Zhang, Yuanyuan (Hong Kong Polytechnic University), wang, yingying (University), SONG, BAOSHAN (The Hong Kong Polytechnic University), Wen, Weisong (Hong Kong Polytechnic University)

Integrity-Monitored Deep Reinforcement Learning for Safe and Robust Autonomous Navigation

Scheduled for presentation during the Regular Session "S27a-Safety and Risk Assessment for Autonomous Driving Systems" (TH-LM-T27), Thursday, November 20, 2025, 10:50−11:10, Broadbeach 3

2025 IEEE 28th International Conference on Intelligent Transportation Systems (ITSC), November 18-21, 2025, Gold Coast, Australia

This information is tentative and subject to change. Compiled on October 18, 2025

Keywords Autonomous Vehicle Safety and Performance Testing, Safety Verification and Validation Methods for Autonomous Vehicle Technologies

Abstract

Ensuring safe and robust autonomous navigation under uncertainty remains a fundamental challenge for deploying deep reinforcement learning (DRL) in real-world applications. This paper presents an integrity monitoring deep reinforcement learning (IM-DRL) framework that incorporates integrity monitoring (IM) principles inspired by global navigation satellite systems (GNSS). A novel integrity cost model (ICM) is introduced to quantify observation trustworthiness through probabilistic metrics, enabling adaptive safety constraints under sensor degradation and transient faults. IM-DRL combines these integrity metrics with model-based uncertainty estimation, allowing the agent to dynamically adjust safety thresholds in response to varying observation quality.
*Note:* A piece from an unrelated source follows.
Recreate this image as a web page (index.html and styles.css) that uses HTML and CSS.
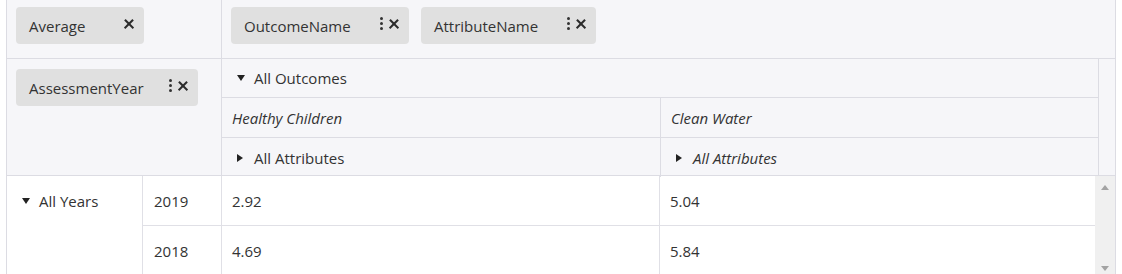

To further enhance robustness, the framework injects systematically biased Gaussian noise into observations, simulating realistic sensor degradation and generating risk-critical scenarios without adversarial training. The resulting policy optimization remains computationally efficient while ensuring verifiable safety. Experimental results show that IM-DRL reduces the collision rate by up to 60.6% compared to baseline methods, and exhibits strong generalization and adaptability in environments with severe observation disturbances, demonstrating its promise for safe and robust autonomous navigation.